Italian cabinet set to discuss Covip bill
ITALY - A bill to combine the pension and market regulators Covip and Consob – and other bodies - into a single authority for the protection of investors and savers will be put before the cabinet on Friday January 30.
The bill, presented on Tuesday by finance minister Giulio Tremonti, comes in a bid to protect savers, enhance transparency and improve business confidence and will probably be presented to the cabinet next Friday, said an official at the Ministry of Finance and Economy who declined to be named.
Consob, the Commissione Nazionale per le Societa’e la Borsa, would “keep its current powers” and handle the responsibilities of the pension regulator Covip, the Commissione di Vigilanza dei Fondi Pensione, and its insurance counterpart ISAP.
The new authority would also “ absorb” some of the power of the Banca d’Italia in matters such as “the relationship between banks and customers” and “transparency of contracts regulating payments of money into the banks”, the official explained.
Banca d’Italia would still supervise bank competition and the stability of deposits.
“Everything connected with supervising the bank-customer relationship, for instance controlling the issue of bonds by a bank, will be shifted to the new authority. Basically the new, bigger Consob, would be set up to protect above all savers but also transparency and avoid conflicts of interest.”
According to reports in the Italian financial press, the new body would be called the Authorita’ per la Tutela del Risparmio, or the Authority for the Protection of Savings.

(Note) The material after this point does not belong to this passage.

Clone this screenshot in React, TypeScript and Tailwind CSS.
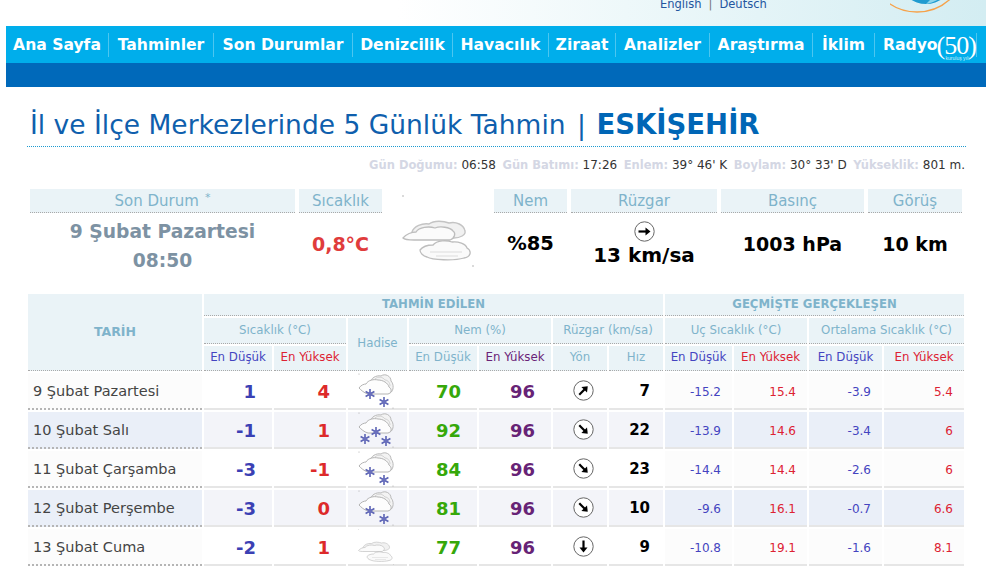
const NAV = [
  { label: "Ana Sayfa", width: "w-[103px]" },
  { label: "Tahminler", width: "w-[105px]" },
  { label: "Son Durumlar", width: "w-[139px]" },
  { label: "Denizcilik", width: "w-[100px]" },
  { label: "Havacılık", width: "w-[96px]" },
  { label: "Ziraat", width: "w-[67px]" },
  { label: "Analizler", width: "w-[94px]" },
  { label: "Araştırma", width: "w-[103px]" },
  { label: "İklim", width: "w-[62px]" },
];

const ROWS = [
  { date: "9 Şubat Pazartesi", low: "1", high: "4", flakes: 2, hum1: "70", hum2: "96", dir: -45, speed: "7", p: ["-15.2", "15.4", "-3.9", "5.4"] },
  { date: "10 Şubat Salı", low: "-1", high: "1", flakes: 3, hum1: "92", hum2: "96", dir: 45, speed: "22", p: ["-13.9", "14.6", "-3.4", "6"] },
  { date: "11 Şubat Çarşamba", low: "-3", high: "-1", flakes: 2, hum1: "84", hum2: "96", dir: 45, speed: "23", p: ["-14.4", "14.4", "-2.6", "6"] },
  { date: "12 Şubat Perşembe", low: "-3", high: "0", flakes: 2, hum1: "81", hum2: "96", dir: 45, speed: "10", p: ["-9.6", "16.1", "-0.7", "6.6"] },
  { date: "13 Şubat Cuma", low: "-2", high: "1", flakes: 0, hum1: "77", hum2: "96", dir: 90, speed: "9", p: ["-10.8", "19.1", "-1.6", "8.1"] },
];

function ArrowDial({ angle }: { angle: number }) {
  return (
    <svg width="21" height="21" viewBox="0 0 21 21">
      <circle cx="10.5" cy="10.5" r="9.7" fill="#fff" stroke="#666" strokeWidth="1" />
      <g transform={`rotate(${angle} 10.5 10.5)`}>
        <path d="M4.5 10.5H14" stroke="#000" strokeWidth="2.2" />
        <path d="M11.5 6.5L16.5 10.5L11.5 14.5Z" fill="#000" />
      </g>
    </svg>
  );
}

function OvercastIcon({ size }: { size: number }) {
  return (
    <svg width={size} height={size} viewBox="0 0 72 72">
      <path d="M10 37C12 31 20 28 27 29C32 25 42 26 47 28C54 26 62 30 63 36C64 40 58 43 52 43H20C14 43 10 41 10 37Z" fill="#f1f1f1" stroke="#c4c4c4" strokeWidth="1.4" />
      <path d="M1 43C4 39 10 37 14 37C17 32 27 31 33 33C38 31 48 32 51 36C54 38 53 43 48 45H12C7 45 3 45 1 43Z" fill="#fbfbfb" stroke="#bdbdbd" strokeWidth="1.3" />
      <path d="M18 55C21 51 27 50 31 50C35 45 45 45 50 47C56 46 64 49 65 53C70 56 69 62 62 63C52 66 30 65 25 62C21 61 18 58 18 55Z" fill="#fafafa" stroke="#bdbdbd" strokeWidth="1.3" />
      <path d="M28 57H60M34 61H56" stroke="#dcdcdc" strokeWidth="1.2" />
      <circle cx="1" cy="1" r="0.7" fill="#999" />
      <circle cx="71" cy="71" r="0.7" fill="#999" />
    </svg>
  );
}

function Flake({ x, y }: { x: number; y: number }) {
  return (
    <g transform={`translate(${x} ${y})`} stroke="#5c64b4" strokeWidth="1.6">
      <path d="M0 -5V5M-4.4 -2.5L4.4 2.5M-4.4 2.5L4.4 -2.5" />
      <circle r="2.2" fill="#6a70bd" stroke="none" />
    </g>
  );
}

function SnowIcon({ flakes }: { flakes: number }) {
  return (
    <svg width="36" height="36" viewBox="0 0 36 36">
      <path d="M12 10C13 5 18 2 23 3C27 0 33 3 33 8C36 11 36 18 32 20H18Z" fill="#f3f3f3" stroke="#b9b9b9" strokeWidth="1" />
      <path d="M17 6C20 3 25 4 27 7C30 7 32 10 32 13" fill="none" stroke="#cfcfcf" strokeWidth="0.9" />
      <path d="M1 15C3 12 6 11 8 11C10 7 16 6 20 7C25 7 30 10 31 14C34 16 34 20 30 21H10C6 20 3 17 1 15Z" fill="#fdfdfd" stroke="#b4b4b4" strokeWidth="1" />
      {flakes === 2 ? (
        <>
          <Flake x={12} y={21} />
          <Flake x={26} y={29} />
        </>
      ) : (
        <>
          <Flake x={7} y={27} />
          <Flake x={18} y={20} />
          <Flake x={28} y={29} />
        </>
      )}
      <circle cx="1" cy="1" r="0.5" fill="#999" />
      <circle cx="35" cy="35" r="0.5" fill="#999" />
    </svg>
  );
}

export default function App() {
  const headCell = "flex items-center justify-center bg-[#eaf3f7] border-b border-dotted border-[#a9a9a9] text-[#7fb3cb]";
  const leftCell = "flex items-center bg-[#fcfcfc] border-b-2 border-[#e6e6e6]";
  const metaLabel = "text-[11.5px] text-[#d4d7e4]";

  return (
    <div className="h-[583px] w-full overflow-hidden bg-white pl-[6px] font-['DejaVu_Sans',sans-serif]">
      {/* Header strip */}
      <div className="flex h-[26px] w-[980px] overflow-hidden bg-gradient-to-r from-white from-40% to-[#d3edf2]">
        <div className="-mt-[3px] ml-[654px] flex h-[16px] items-center gap-[7px] text-[11.5px] text-[#23559f]">
          <span>English</span>
          <span className="text-[#777]">|</span>
          <span>Deutsch</span>
        </div>
        <svg className="ml-auto mr-[6px] shrink-0" width="90" height="26" viewBox="0 0 90 26">
          <circle cx="27" cy="-37" r="49" fill="none" stroke="#f6a24a" strokeWidth="1.4" />
          <ellipse cx="36" cy="-16" rx="24" ry="20" fill="#1f9bd0" />
          <path d="M36 4C42 3 48 0 52 -3L42 -2Z" fill="#8ad4ea" />
        </svg>
      </div>

      {/* Nav */}
      <div className="flex h-[37px] w-[980px] items-center bg-[#00aeeb]">
        {NAV.map((item) => (
          <div key={item.label} className={`flex h-[24px] items-center justify-center whitespace-nowrap border-r border-[#4cc6f0] pt-[2px] text-[15.6px] font-bold text-white ${item.width}`}>
            {item.label}
          </div>
        ))}
        <div className="flex h-[24px] w-[102px] items-center whitespace-nowrap border-r border-[#4cc6f0] pl-[8px] pt-[2px] text-[15.6px] font-bold text-white">
          Radyo
          <span className="relative -ml-[1px] font-['Liberation_Serif',serif] text-[26px] font-normal leading-[20px] tracking-[-1px]">
            (50)
            <span className="absolute left-[9px] top-[20px] font-['Liberation_Sans',sans-serif] text-[5px] leading-[5px] tracking-normal text-[#cdeefa]">kuruluş yılı</span>
          </span>
        </div>
      </div>
      <div className="h-[24px] w-[980px] bg-[#0069ba]" />

      {/* Title */}
      <div className="ml-[21px] mt-[16px] h-[44px] w-[939px] border-b border-dotted border-[#1d9ad0] pl-[3px] text-[26.5px] leading-[42px] text-[#0f5fad]">
        İl ve İlçe Merkezlerinde 5 Günlük Tahmin <span className="ml-[3px]">|</span> <span className="ml-[2px] text-[27.5px] font-bold text-[#0066b6]">ESKİŞEHİR</span>
      </div>

      {/* Astronomy line */}
      <div className="ml-[21px] flex h-[35px] w-[938px] items-center justify-end gap-[6.5px] pt-[1px] text-[12px] text-[#333]">
        <span><b className={metaLabel}>Gün Doğumu:</b> 06:58</span>
        <span><b className={metaLabel}>Gün Batımı:</b> 17:26</span>
        <span><b className={metaLabel}>Enlem:</b> 39° 46' K</span>
        <span><b className={metaLabel}>Boylam:</b> 30° 33' D</span>
        <span><b className={metaLabel}>Yükseklik:</b> 801 m.</span>
      </div>

      {/* Current conditions */}
      <div className="ml-[24px] mt-[7px] grid grid-cols-[265px_83px_104px_73px_146px_143px_94px] grid-rows-[24px_62px] gap-x-[4px]">
        <div className={`${headCell} pt-[1px] text-[15px]`}>
          Son Durum <span className="-mt-[6px] ml-[6px] text-[11px]">*</span>
        </div>
        <div className={`${headCell} pt-[1px] text-[15px]`}>Sıcaklık</div>
        <div className="row-span-2 flex justify-center pt-[6px]">
          <OvercastIcon size={72} />
        </div>
        <div className={`${headCell} pt-[1px] text-[15px]`}>Nem</div>
        <div className={`${headCell} pt-[1px] text-[15px]`}>Rüzgar</div>
        <div className={`${headCell} pt-[1px] text-[15px]`}>Basınç</div>
        <div className={`${headCell} pt-[1px] text-[15px]`}>Görüş</div>

        <div className="pt-[4px] text-center text-[18.7px] font-bold leading-[29px] text-[#7d92a3]">
          9 Şubat Pazartesi
          <br />
          08:50
        </div>
        <div className="flex items-center justify-center text-[19px] font-bold text-[#e03c3c]">0,8°C</div>
        <div className="flex items-center justify-center text-[19.5px] font-bold text-black">%85</div>
        <div className="flex flex-col items-center pt-[8px] text-[20px] font-bold leading-[26px] text-black">
          <ArrowDial angle={0} />
          13 km/sa
        </div>
        <div className="flex items-center justify-center text-[19px] font-bold text-black">1003 hPa</div>
        <div className="flex items-center justify-center text-[19px] font-bold text-black">10 km</div>
      </div>

      {/* Forecast table */}
      <div className="ml-[22px] mt-[19px] grid grid-cols-[174px_68px_72px_59px_68px_72px_54px_54px_67px_73px_73px_80px] grid-rows-[22px_26px_25px_repeat(5,37px)] gap-[2px]">
        <div className={`${headCell} row-span-3 text-[12.5px] font-bold`}>TARİH</div>
        <div className={`${headCell} col-span-7 text-[11.7px] font-bold`}>TAHMİN EDİLEN</div>
        <div className={`${headCell} col-span-4 text-[11.7px] font-bold`}>GEÇMİŞTE GERÇEKLEŞEN</div>

        <div className={`${headCell} col-span-2 text-[11.8px]`}>Sıcaklık (°C)</div>
        <div className={`${headCell} row-span-2 text-[11.8px]`}>Hadise</div>
        <div className={`${headCell} col-span-2 text-[11.8px]`}>Nem (%)</div>
        <div className={`${headCell} col-span-2 text-[11.8px]`}>Rüzgar (km/sa)</div>
        <div className={`${headCell} col-span-2 text-[11.8px]`}>Uç Sıcaklık (°C)</div>
        <div className={`${headCell} col-span-2 text-[11.8px]`}>Ortalama Sıcaklık (°C)</div>

        <div className={`${headCell} text-[11.8px] !text-[#4444c0]`}>En Düşük</div>
        <div className={`${headCell} text-[11.8px] !text-[#dd2233]`}>En Yüksek</div>
        <div className={`${headCell} text-[11.8px]`}>En Düşük</div>
        <div className={`${headCell} text-[11.8px] !text-[#6a2377]`}>En Yüksek</div>
        <div className={`${headCell} text-[11.8px]`}>Yön</div>
        <div className={`${headCell} text-[11.8px]`}>Hız</div>
        <div className={`${headCell} text-[11.8px] !text-[#4444c0]`}>En Düşük</div>
        <div className={`${headCell} text-[11.8px] !text-[#dd2233]`}>En Yüksek</div>
        <div className={`${headCell} text-[11.8px] !text-[#4444c0]`}>En Düşük</div>
        <div className={`${headCell} text-[11.8px] !text-[#dd2233]`}>En Yüksek</div>

        {ROWS.map((row, i) => {
          const even = i % 2 === 1;
          const fore = `flex items-center justify-end border-b-2 border-[#e6e6e6] ${even ? "bg-[#f3f4f9]" : "bg-white"}`;
          const past = `flex items-center justify-end border-b-2 border-[#e6e6e6] pr-[11px] pt-[2px] text-[12px] ${even ? "bg-[#eaeff8]" : "bg-[#fcfcfc]"}`;
          return (
            <div key={row.date} className="contents">
              <div className={`${leftCell} border-b border-dotted !border-[#b5b5b5] pl-[5px] pt-[2px] text-[14.5px] text-[#444] ${even ? "!bg-[#eaeff8]" : ""}`}>{row.date}</div>
              <div className={`${fore} pr-[16px] pt-[2px] text-[18px] font-bold text-[#3b40b4]`}>{row.low}</div>
              <div className={`${fore} pr-[16px] pt-[2px] text-[18px] font-bold text-[#dd2a2a]`}>{row.high}</div>
              <div className={`${fore} !justify-start pl-[10px]`}>
                {row.flakes > 0 ? <SnowIcon flakes={row.flakes} /> : <OvercastIcon size={36} />}
              </div>
              <div className={`${fore} pr-[16px] pt-[2px] text-[18px] font-bold text-[#36a80a]`}>{row.hum1}</div>
              <div className={`${fore} pr-[16px] pt-[2px] text-[18px] font-bold text-[#672376]`}>{row.hum2}</div>
              <div className={`${fore} !justify-center pl-[6px]`}>
                <ArrowDial angle={row.dir} />
              </div>
              <div className={`${fore} pr-[13px] pt-[2px] text-[15px] font-bold text-black`}>{row.speed}</div>
              <div className={`${past} text-[#4444c0]`}>{row.p[0]}</div>
              <div className={`${past} text-[#dd2233]`}>{row.p[1]}</div>
              <div className={`${past} text-[#4444c0]`}>{row.p[2]}</div>
              <div className={`${past} text-[#dd2233]`}>{row.p[3]}</div>
            </div>
          );
        })}
      </div>
    </div>
  );
}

Financial daily Il Sole 24 Ore said the body would be aided by the financial police, Guardia di finanza – and that its head would be chosen by parliament and not the government.
But the new move does not convince a person familiar with the situation, who said that ”straightforwardness would be more to the purpose”.
“Rather than a 500-page -prospectus, probably written in English, Italian investors should be given a one-page document, clearly stating the amount of risk involved.”
The expert, who declined to be named, said in an interview that the Italian system did not lack channels of control and supervision.
“It includes seven different ones, in fact, from auditors up to Consob and Banca d’Italia. It would be more hopeful if something life the English FSA was instituted,” the person said.
“The draft of the bill leaves me very cold,” the person continued. ”I don’t believe in trying to stop a thief by getting more safes - the thief will eventually find a way to open them. It’s all about doing business ethically.”
Meanwhile, it has emerged that senate’s labour committee is considering a change in the pension reform devised by welfare minister Roberto Maroni.
Rather than pushing the number of years of pension contributions required for a statutory pension from the current 35 to 40 in 2008, the government was reported to be considering the “quota 95-96”. This refers to the total of a worker’s age and the number of years of pension contributions.